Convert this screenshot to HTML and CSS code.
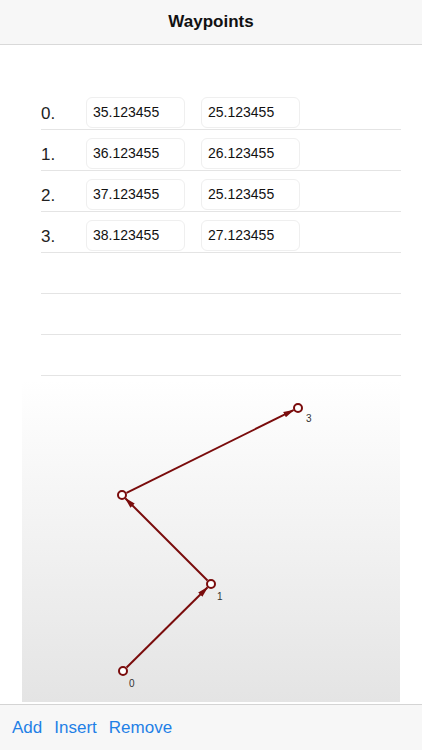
FILE: index.html
```html
<!DOCTYPE html>
<html>
<head>
<meta charset="utf-8">
<link rel="stylesheet" href="styles.css">
</head>
<body>
<div class="header">Waypoints</div>
<div class="main">
  <div class="table">
    <div class="row"><span class="idx">0.</span><div class="field">35.123455</div><div class="field">25.123455</div></div>
    <div class="row"><span class="idx">1.</span><div class="field">36.123455</div><div class="field">26.123455</div></div>
    <div class="row"><span class="idx">2.</span><div class="field">37.123455</div><div class="field">25.123455</div></div>
    <div class="row"><span class="idx">3.</span><div class="field">38.123455</div><div class="field">27.123455</div></div>
    <div class="row"></div>
    <div class="row"></div>
    <div class="row"></div>
  </div>
  <div class="chart">
    <svg width="378" height="322" viewBox="0 0 378 322">
      <defs>
        <marker id="arr" markerUnits="userSpaceOnUse" markerWidth="11" markerHeight="7" refX="10" refY="3.5" orient="auto">
          <path d="M0,0.5 L11,3.5 L0,6.5 z" fill="#7a0c0c"/>
        </marker>
      </defs>
      <g stroke="#7a0c0c" stroke-width="2" fill="none">
        <line x1="104.6" y1="287.5" x2="185.4" y2="207.5" marker-end="url(#arr)"/>
        <line x1="185.5" y1="200.5" x2="103.5" y2="118.5" marker-end="url(#arr)"/>
        <line x1="104.5" y1="112.8" x2="271.5" y2="30.2" marker-end="url(#arr)"/>
      </g>
      <g stroke="#7a0c0c" stroke-width="2" fill="#ffffff">
        <circle cx="101" cy="291" r="4"/>
        <circle cx="189" cy="204" r="4"/>
        <circle cx="100" cy="115" r="4"/>
        <circle cx="276" cy="28" r="4"/>
      </g>
      <g class="lbl">
        <text x="107" y="307">0</text>
        <text x="195" y="220">1</text>
        <text x="284" y="42">3</text>
      </g>
    </svg>
  </div>
</div>
<div class="toolbar">
  <span class="btn">Add</span>
  <span class="btn">Insert</span>
  <span class="btn">Remove</span>
</div>
</body>
</html>
```
FILE: styles.css
```css
html, body {
  margin: 0;
  padding: 0;
  background: #ffffff;
  font-family: "Liberation Sans", Arial, sans-serif;
  width: 422px;
  height: 750px;
  overflow: hidden;
}
.header {
  height: 44px;
  border-bottom: 1px solid #d9d9d9;
  background: #f7f7f7;
  display: flex;
  align-items: center;
  justify-content: center;
  font-weight: bold;
  font-size: 17px;
  color: #111;
}
.main {
  padding-top: 44px;
}
.table {
  margin-left: 41px;
  width: 360px;
}
.row {
  height: 40px;
  border-bottom: 1px solid #e4e4e4;
  display: flex;
  align-items: flex-start;
}
.idx {
  width: 45px;
  font-size: 17px;
  color: #222;
  line-height: 17px;
  margin-top: 16px;
}
.field {
  width: 91px;
  height: 29px;
  margin-top: 8px;
  margin-right: 16px;
  border: 1px solid #efefef;
  border-radius: 6px;
  font-size: 14px;
  color: #111;
  line-height: 29px;
  padding-left: 6px;
}
.chart {
  margin-top: 4px;
  margin-left: 22px;
  width: 378px;
  height: 322px;
  background: linear-gradient(#ffffff, #e4e4e4);
}
.chart svg {
  display: block;
}
.lbl text {
  font-family: "Liberation Sans", Arial, sans-serif;
  font-size: 10px;
  fill: #333;
}
.toolbar {
  margin-top: 2px;
  height: 45px;
  border-top: 1px solid #d4d4d4;
  background: #f7f7f7;
  display: flex;
  align-items: center;
  padding-left: 12px;
  gap: 12px;
}
.btn {
  font-size: 17px;
  color: #1f80e6;
  margin-top: 1px;
}
```
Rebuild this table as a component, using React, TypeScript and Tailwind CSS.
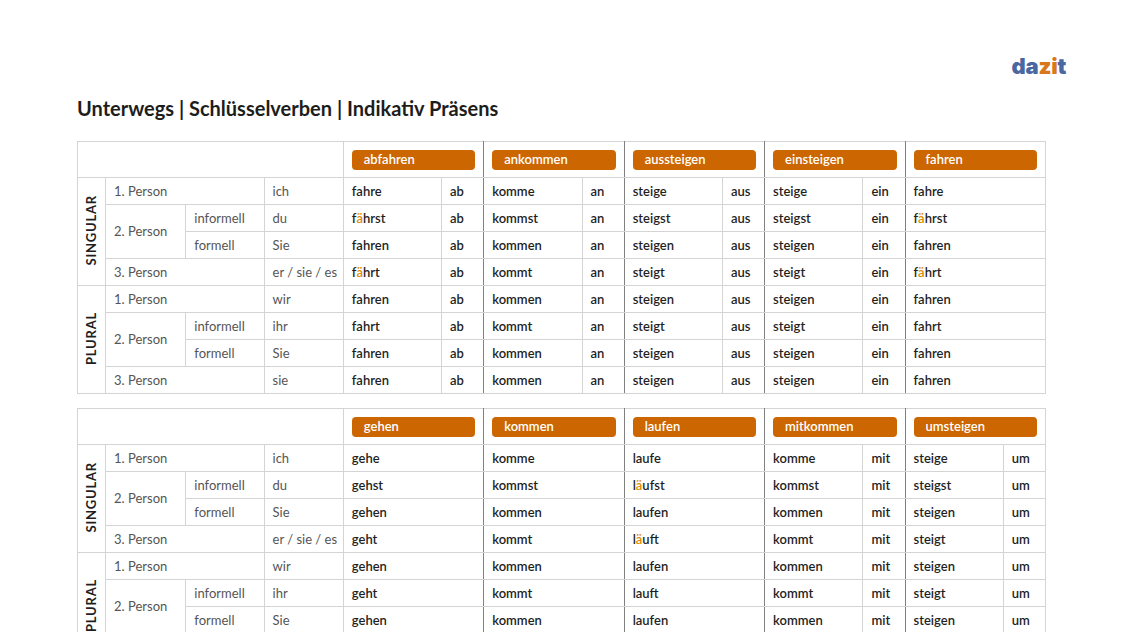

----------------

# Stated problem
Except for the pictures, reproduce every line exactly.

# Problem solution
Convert this screenshot to HTML and CSS code.
FILE: index.html
```html
<!DOCTYPE html>
<html>
<head>
<meta charset="utf-8">
<link rel="stylesheet" href="styles.css">
</head>
<body>
<div class="header">Waypoints</div>
<div class="main">
  <div class="table">
    <div class="row"><span class="idx">0.</span><div class="field">35.123455</div><div class="field">25.123455</div></div>
    <div class="row"><span class="idx">1.</span><div class="field">36.123455</div><div class="field">26.123455</div></div>
    <div class="row"><span class="idx">2.</span><div class="field">37.123455</div><div class="field">25.123455</div></div>
    <div class="row"><span class="idx">3.</span><div class="field">38.123455</div><div class="field">27.123455</div></div>
    <div class="row"></div>
    <div class="row"></div>
    <div class="row"></div>
  </div>
  <div class="chart">
    <svg width="378" height="322" viewBox="0 0 378 322">
      <defs>
        <marker id="arr" markerUnits="userSpaceOnUse" markerWidth="11" markerHeight="7" refX="10" refY="3.5" orient="auto">
          <path d="M0,0.5 L11,3.5 L0,6.5 z" fill="#7a0c0c"/>
        </marker>
      </defs>
      <g stroke="#7a0c0c" stroke-width="2" fill="none">
        <line x1="104.6" y1="287.5" x2="185.4" y2="207.5" marker-end="url(#arr)"/>
        <line x1="185.5" y1="200.5" x2="103.5" y2="118.5" marker-end="url(#arr)"/>
        <line x1="104.5" y1="112.8" x2="271.5" y2="30.2" marker-end="url(#arr)"/>
      </g>
      <g stroke="#7a0c0c" stroke-width="2" fill="#ffffff">
        <circle cx="101" cy="291" r="4"/>
        <circle cx="189" cy="204" r="4"/>
        <circle cx="100" cy="115" r="4"/>
        <circle cx="276" cy="28" r="4"/>
      </g>
      <g class="lbl">
        <text x="107" y="307">0</text>
        <text x="195" y="220">1</text>
        <text x="284" y="42">3</text>
      </g>
    </svg>
  </div>
</div>
<div class="toolbar">
  <span class="btn">Add</span>
  <span class="btn">Insert</span>
  <span class="btn">Remove</span>
</div>
</body>
</html>
```
FILE: styles.css
```css
html, body {
  margin: 0;
  padding: 0;
  background: #ffffff;
  font-family: "Liberation Sans", Arial, sans-serif;
  width: 422px;
  height: 750px;
  overflow: hidden;
}
.header {
  height: 44px;
  border-bottom: 1px solid #d9d9d9;
  background: #f7f7f7;
  display: flex;
  align-items: center;
  justify-content: center;
  font-weight: bold;
  font-size: 17px;
  color: #111;
}
.main {
  padding-top: 44px;
}
.table {
  margin-left: 41px;
  width: 360px;
}
.row {
  height: 40px;
  border-bottom: 1px solid #e4e4e4;
  display: flex;
  align-items: flex-start;
}
.idx {
  width: 45px;
  font-size: 17px;
  color: #222;
  line-height: 17px;
  margin-top: 16px;
}
.field {
  width: 91px;
  height: 29px;
  margin-top: 8px;
  margin-right: 16px;
  border: 1px solid #efefef;
  border-radius: 6px;
  font-size: 14px;
  color: #111;
  line-height: 29px;
  padding-left: 6px;
}
.chart {
  margin-top: 4px;
  margin-left: 22px;
  width: 378px;
  height: 322px;
  background: linear-gradient(#ffffff, #e4e4e4);
}
.chart svg {
  display: block;
}
.lbl text {
  font-family: "Liberation Sans", Arial, sans-serif;
  font-size: 10px;
  fill: #333;
}
.toolbar {
  margin-top: 2px;
  height: 45px;
  border-top: 1px solid #d4d4d4;
  background: #f7f7f7;
  display: flex;
  align-items: center;
  padding-left: 12px;
  gap: 12px;
}
.btn {
  font-size: 17px;
  color: #1f80e6;
  margin-top: 1px;
}
```
Rebuild this table as a component, using React, TypeScript and Tailwind CSS.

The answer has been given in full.